Second, we can observe that users with a similar profile in terms of organic diversity might be differently affected by recommendations. The real effect of the recommendations relies strongly on how they fit in with the users’ musical habits. For user fdeb (bottom left), for instance, the most recommended category, hiphop, corresponds to the main category in his/her past musical record. This completely unbalances the musical landscape of this user, whose musical record was already largely restricted to hiphop music.
By contrast, the musical exposure of user dbc1 (top left) is diversified as a result of the recommendations, although he/she also has one particular musical focus: progressive metal and progressive death metal. One reason for this is that those categories barely appear in the list of recommendations (only metal, related to the former, is highly represented). Instead, the recommendations expose other new or less dominant categories in the user’s past musical record (such as alternative or gothic metal). This provides a far more balanced range of musical categories, leading to a higher diversity.
One might wonder whether this effect could be due to the fact that those users have a low organic diversity to begin with. The study of users 4c0b and ac10 (right column) show this is not the case. Both are highly active users (respectively in the top \(7\%\) and top \(25 \%\) of the most active users on the dataset) with a very high organic diversity (top \(2\%\)).
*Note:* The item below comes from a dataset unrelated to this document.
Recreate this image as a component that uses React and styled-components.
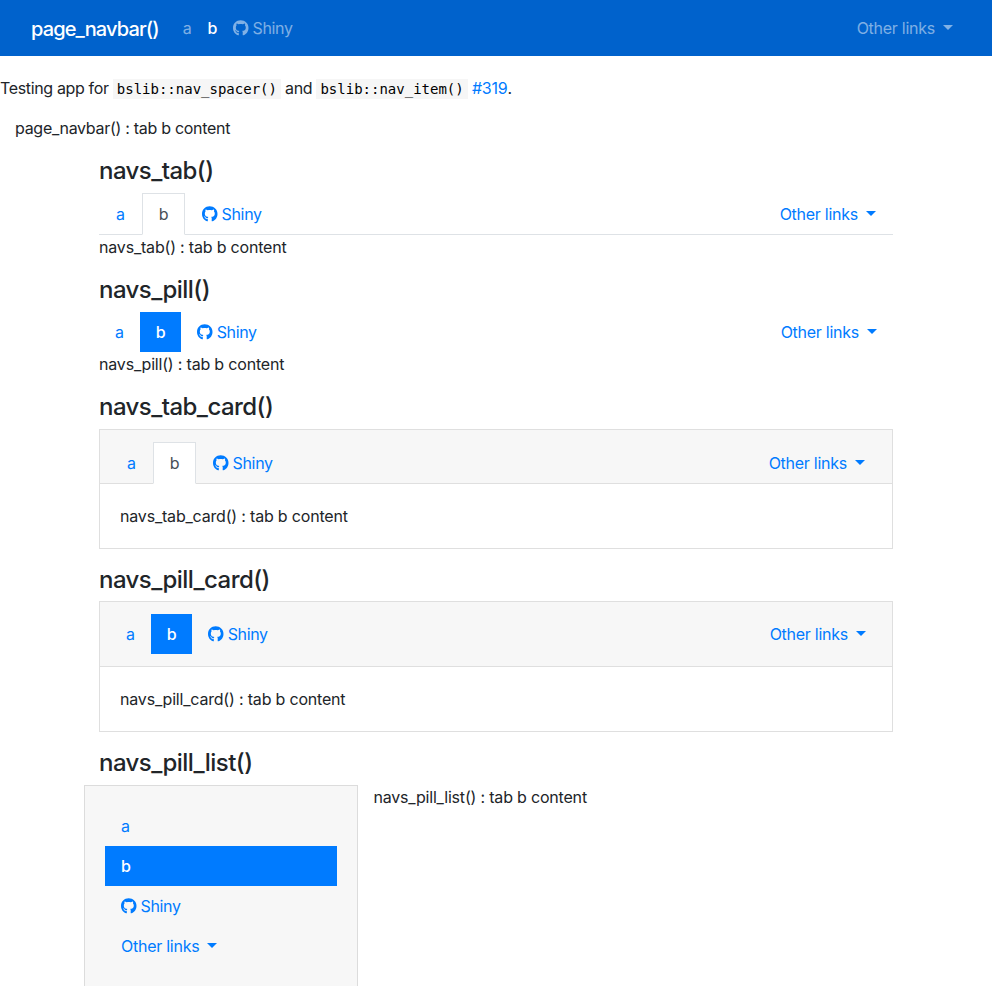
import React from "react";
import styled, { createGlobalStyle, css } from "styled-components";
import { FaGithub } from "react-icons/fa";

const GlobalStyle = createGlobalStyle`
  *, *::before, *::after { box-sizing: border-box; }
  html, body { margin: 0; background: #fff; }
  body {
    height: 986px;
    overflow: hidden;
    color: #212529;
    font: 400 16px/24px Inter, "Liberation Sans", sans-serif;
    letter-spacing: -0.35px;
  }
  #root { display: flow-root; }
`;

const Navbar = styled.header`
  display: flex;
  align-items: center;
  height: 56px;
  padding: 0 31px;
  background: #0062cc;
`;

const Brand = styled.a`
  margin-right: 16px;
  padding-top: 2px;
  color: #fff;
  font-size: 20px;
  font-weight: 500;
  line-height: 30px;
  letter-spacing: -0.86px;
  text-decoration: none;
`;

const NavbarLinks = styled.nav`
  display: flex;
  flex: 1;
`;

const Spacer = styled.span`
  flex: 1;
`;

const NavbarLink = styled.a`
  padding: 8px;
  color: ${(p) => (p.$active ? "#fff" : "rgba(255, 255, 255, 0.5)")};
  font-weight: ${(p) => (p.$active ? 500 : 400)};
  white-space: nowrap;
  text-decoration: none;
`;

const GithubIcon = styled(FaGithub)`
  display: inline-block;
  width: 15.5px;
  height: 16px;
  margin-right: 4px;
  vertical-align: -2px;
`;

const MenuLabel = styled.span`
  letter-spacing: -0.26px;
`;

const Caret = styled.span`
  display: inline-block;
  margin-left: 8px;
  vertical-align: 4px;
  border-top: 5px solid;
  border-right: 5px solid transparent;
  border-left: 5px solid transparent;
`;

const Intro = styled.p`
  margin: 20px 0 16px;
`;

const Code = styled.code`
  padding: 2px 4px;
  background: #f6f6f6;
  color: #000;
  font: 14px "DejaVu Sans Mono", monospace;
  letter-spacing: 0;
`;

const TextLink = styled.a`
  color: #007bff;
  letter-spacing: -0.2px;
  text-decoration: none;
`;

const PageContent = styled.div`
  padding: 0 15px;
  letter-spacing: -0.29px;
`;

const Container = styled.main`
  width: 794px;
  margin: 16px auto 0;
`;

const Section = styled.section`
  margin-bottom: 16px;
`;

const Heading = styled.h4`
  height: 28.8px;
  margin: 0 0 8px;
  padding-top: 1px;
  font-size: 24px;
  font-weight: 500;
  line-height: 28.8px;
  letter-spacing: -0.55px;
`;

const TabContent = styled.div`
  letter-spacing: -0.19px;
`;

const Nav = styled.nav`
  display: flex;
  flex-direction: ${(p) => (p.$stacked ? "column" : "row")};
  ${(p) => p.$tabs && !p.$inCard && css`border-bottom: 1px solid #dee2e6;`}
  ${(p) => p.$inCard && css`margin: 0 -10px;`}
`;

const pillStyle = css`
  ${(p) => p.$active && css`
    background: #007bff;
    color: #fff;
    font-weight: 500;
  `}
`;

const tabStyle = css`
  margin-bottom: -1px;
  border: 1px solid transparent;
  ${(p) => p.$active && css`
    border-color: #dee2e6 #dee2e6 #fff;
    background: #fff;
    color: #495057;
  `}
`;

const NavLink = styled.a`
  padding: 8px 16px;
  color: #007bff;
  white-space: nowrap;
  text-decoration: none;
  ${(p) => (p.$tabs ? tabStyle : pillStyle)}
`;

const Card = styled.div`
  margin-top: ${(p) => (p.$tabs ? "8.4px" : "-0.4px")};
  border: 1px solid #dfdfdf;
`;

const CardHeader = styled.div`
  padding: 12px 20px ${(p) => (p.$tabs ? "0" : "12px")};
  border-bottom: 1px solid #dfdfdf;
  background: #f7f7f7;
`;

const CardBody = styled(TabContent)`
  padding: 20px;
`;

const ListRow = styled.div`
  display: grid;
  grid-template-columns: 274.4px 1fr;
  column-gap: 15px;
  margin: 0 -15px;
`;

const Well = styled.div`
  height: 222px;
  padding: 20px;
  border: 1px solid #dcdcdc;
  background: #f7f7f7;
`;

function LinkItems({ as: Link, tabs, spacer = true }) {
  return (
    <>
      <Link href="#a" $tabs={tabs}>a</Link>
      <Link href="#b" $tabs={tabs} $active>b</Link>
      <Link href="#shiny" $tabs={tabs}><GithubIcon />Shiny</Link>
      {spacer && <Spacer />}
      <Link href="#other" $tabs={tabs}><MenuLabel>Other links</MenuLabel><Caret /></Link>
    </>
  );
}

function NavSet({ tabs, inCard, stacked }) {
  return (
    <Nav $tabs={tabs} $inCard={inCard} $stacked={stacked}>
      <LinkItems as={NavLink} tabs={tabs} spacer={!stacked} />
    </Nav>
  );
}

function PlainSection({ name, tabs }) {
  return (
    <Section>
      <Heading>{name}</Heading>
      <NavSet tabs={tabs} />
      <TabContent>{name} : tab b content</TabContent>
    </Section>
  );
}

function CardSection({ name, tabs }) {
  return (
    <Section>
      <Heading>{name}</Heading>
      <Card $tabs={tabs}>
        <CardHeader $tabs={tabs}><NavSet tabs={tabs} inCard /></CardHeader>
        <CardBody>{name} : tab b content</CardBody>
      </Card>
    </Section>
  );
}

export default function App() {
  return (
    <>
      <GlobalStyle />
      <Navbar>
        <Brand href="#">page_navbar()</Brand>
        <NavbarLinks><LinkItems as={NavbarLink} /></NavbarLinks>
      </Navbar>
      <Intro>
        Testing app for <Code>bslib::nav_spacer()</Code> and <Code>bslib::nav_item()</Code>{" "}
        <TextLink href="#319">#319</TextLink>.
      </Intro>
      <PageContent>page_navbar() : tab b content</PageContent>
      <Container>
        <PlainSection name="navs_tab()" tabs />
        <PlainSection name="navs_pill()" />
        <CardSection name="navs_tab_card()" tabs />
        <CardSection name="navs_pill_card()" />
        <Heading>navs_pill_list()</Heading>
        <ListRow>
          <Well><NavSet stacked /></Well>
          <TabContent>navs_pill_list() : tab b content</TabContent>
        </ListRow>
      </Container>
    </>
  );
}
Yet, they both experience a completely different impact of the recommendations exposure : while the four main categories of user 4c0b (triphop, indie, rock and electronic) are also the four main categories of the recommendations, thus unbalancing the range of musical categories to which he/she is exposed, the musical record of user ac10, on the contrary, is broadened by the recommendations due to the more nuanced musical exposure. In particular, on can notice that indie (his/her most listened categories) is one of the least recommended.